Fig. 2: Emergence of long-range multi-Q order from the spin-Q glass state at elevated temperature.

a,b, Magnetization images of the same region at T = 5.1 K (a) and 11 K (b) (I_t = 100 pA). Scale bars, 50 nm. The dotted lines mark the domain walls between the two observed domains. c,d, Corresponding Q-space images, illustrating the changes from strong local Q order (that is, a lack of long-range order) towards multiple large-scale domains with well-defined long-range multi-Q order. Scale bars, 3 nm⁻¹. e,f, Close-up images of the diamond-like (e) and stripe-like (f) patterns. Scale bar, 5 nm. The locations of these images are shown by the white squares in b. g,h, Display of multi-Q state maps of the two apparent domains in the multi-Q ordered phase; g corresponds to the diamond-like pattern and h corresponds to the stripe-like pattern.

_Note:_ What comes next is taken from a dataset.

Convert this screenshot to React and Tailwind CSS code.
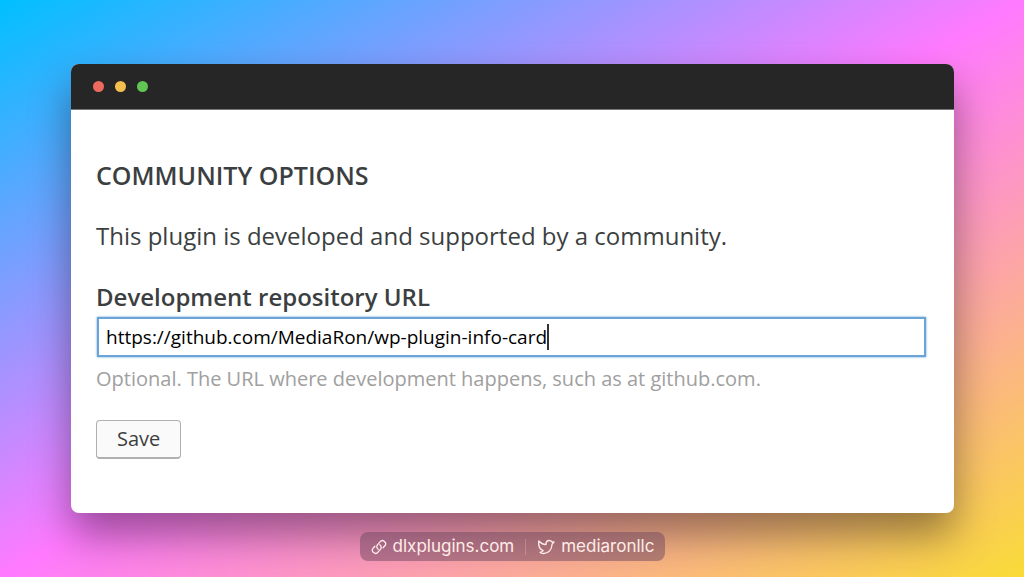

Scale bar, 3 nm⁻¹. Those multi-Q state maps were extracted from the close-up views (40 × 40 nm²) and their FFT shown in Supplementary Fig. 4. A similar filtering procedure to that described in Supplementary Section 4 was performed. The arrows mark the irreducible Q vectors describing the order in each domain.

Source data

To quantify T_G and the multi-Q phase, we measured magnetization images of the same spatial area at several temperatures. The relevant Q-space images for T = 5.1 K, 6.6 K, 7.5 K, 8.9 K and 11 K are presented in Fig. 3a–e. The corresponding magnetization images can be found in Supplementary Fig. 5. For T < 8 K, the observed Q pockets were extremely sensitive to the given sample temperature. There was a smooth trend with increasing temperature towards fewer and sharper Q pockets. The lowest- and highest-magnitude Q spots faded with increasing temperature, eventually leading to the well-defined multi-Q state. This behaviour can be seen in the temperature evolution of line cuts of the FFT as shown in Fig. 3f. We observed that the Q_A pocket intensity vanished while the variance in the Q_B and Q_C pockets reduced, leading to sharp peaks for T > 8 K. The observation of a multi-Q state with well-defined domains can be seen from T = 8.3 K and remains robust up to the highest measured temperatures (T = 15.6 K). This is consistent with the ‘double-q’ phase observed in neutron diffraction^26,28,29. Furthermore, the Q-vector values we measured on the surface were in good agreement with the values in the range of 2.54–2.78 nm⁻¹ measured by neutron diffraction for bulk Nd. We note that above 15.6 K we observed an increase in surface contamination along with the diffusion of defects, limiting the temperature range (T < 15.6 K) over which we could image and properly compare.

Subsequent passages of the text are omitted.